Because Biko wrote and recorded his philosophy, beliefs and knowledge, the children of today and tomorrow are sure to engage with his seminal works.

This must serve as a call particularly to budding academics, to never underestimate the power of their epistemological contribution to the hub of African knowledge.

Although many African scholars are oftentimes challenged and rejected from the platforms that house global academic resources, it is pertinent that Africans become self-reliant on their knowledge production and capabilities.

We no longer exist in a time when foundational knowledge, especially about Africa, is undertaken from the perspective of a foreign speculator.

African people are in a particularly unique position, where they have the opportunity and general freedoms to create their knowledge, to draw on the knowledge of their African counterparts, and to enact meaningful change, especially in the institutions that ground knowledge dispersion.

We need to further work collectively with institutions and policy-makers to ensure that African knowledge production is legitimised, dispersed, and undertaken with the same vigour as knowledge from the global North.

Africans cannot continue to passively consume knowledge that is based on far-removed societies. We need to unite to ensure that our African epistemology is stratified. This role begins at home, in our institutions, in our schools, and our governments.
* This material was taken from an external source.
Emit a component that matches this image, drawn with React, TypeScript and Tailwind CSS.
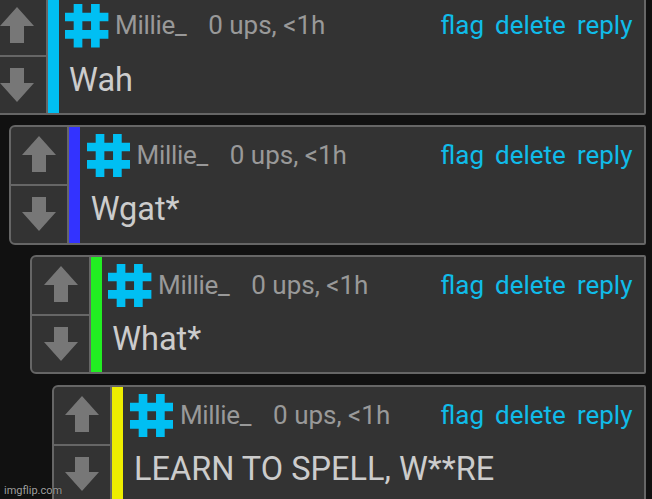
import clsx from "clsx"

type Comment = {
    text: string
    indent: string
    bar: string
}

const comments: Comment[] = [
    { text: "Wah", indent: "ml-[-12.7px]", bar: "bg-[#00bff3]" },
    { text: "Wgat*", indent: "ml-[8.9px]", bar: "bg-[#3333ff]" },
    { text: "What*", indent: "ml-[30.4px]", bar: "bg-[#22ee22]" },
    { text: "LEARN TO SPELL, W**RE", indent: "ml-[52.2px]", bar: "bg-[#eeee00]" },
]

const actions = ["flag", "delete", "reply"]

const UpArrow = () => (
    <svg viewBox="0 0 34 36" className="w-[34px] h-9 shrink-0 fill-[#777777]">
        <path d="M17 0 34 19H24V36H10V19H0Z" />
    </svg>
)

const DownArrow = () => (
    <svg viewBox="0 0 34 34" className="w-[34px] h-[34px] shrink-0 fill-[#777777]">
        <path d="M10 0H24V15H34L17 34 0 15H10Z" />
    </svg>
)

const HashIcon = () => (
    <svg viewBox="0 0 10 10" className="w-[43.4px] h-[43.4px] shrink-0 fill-[#00bff3]">
        <path
            fillRule="evenodd"
            d="M2 0H4V2H6V0H8V2H10V4H8V6H10V8H8V10H6V8H4V10H2V8H0V6H2V4H0V2H2ZM4 4V6H6V4Z"
        />
    </svg>
)

const CommentCard = ({ comment }: { comment: Comment }) => {
    return (
        <article
            className={clsx(
                "flex h-[119.2px] shrink-0 mr-[6.5px] border-2 border-[#666666] rounded-l-md rounded-r-xs bg-[#333333] overflow-hidden",
                comment.indent
            )}
        >
            <div className="flex flex-col w-[58.3px] shrink-0 border-r-2 border-[#666666]">
                <div className="flex justify-center h-[59px] pt-[9px] border-b-2 border-[#666666]">
                    <UpArrow />
                </div>
                <div className="flex justify-center pt-[11px]">
                    <DownArrow />
                </div>
            </div>
            <div className={clsx("w-[11px] shrink-0", comment.bar)} />
            <div className="flex flex-col grow pl-[6.5px] pr-[11px] pt-[6.6px]">
                <div className="flex h-[43.4px] text-[26px] leading-[43.4px] whitespace-nowrap text-[#999999]">
                    <HashIcon />
                    <span className="ml-[6.5px] tracking-[-0.3px]">Millie_</span>
                    <span className="ml-[21.8px]">0 ups, &lt;1h</span>
                    <div className="flex gap-[11px] ml-auto text-[#10bce9]">
                        {actions.map((action) => (
                            <a key={action}>{action}</a>
                        ))}
                    </div>
                </div>
                <p className="pl-[4px] pt-[13px] text-[32.5px] leading-[38px] whitespace-nowrap text-[#cccccc]">
                    {comment.text}
                </p>
            </div>
        </article>
    )
}

export default function App() {
    return (
        <main className="relative w-[652px] h-[499px] overflow-hidden bg-[#111111] font-[Roboto,sans-serif]">
            <div className="flex flex-col gap-[10.6px] -mt-[4.3px]">
                {comments.map((comment) => (
                    <CommentCard key={comment.text} comment={comment} />
                ))}
            </div>
            <span className="absolute left-1 bottom-[2px] text-[11px] leading-[13px] text-[#a0a0a0] [text-shadow:0_0_1px_#000]">
                imgflip.com
            </span>
        </main>
    )
}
Knowledge production needs to be accessible and affordable. Ours is a deeply disproportionate society, where citizens have varying lived experiences, and many combats with the choice of educating themselves, or physical survival for themselves and their loved ones. It is undeniable that education is the root of self-sufficiency and individual empowerment.

We, therefore, need to ensure that we are formulating knowledge that is rooted in the African experience, and the challenges of African people. This is more so pertinent for young women in society, who are increasingly more vulnerable to social and institutional manipulation.

* Tswelopele Makoe is an MA (Ethics) student at the Desmond Tutu Centre for Religion and Social Justice at UWC. She is also a gender activist.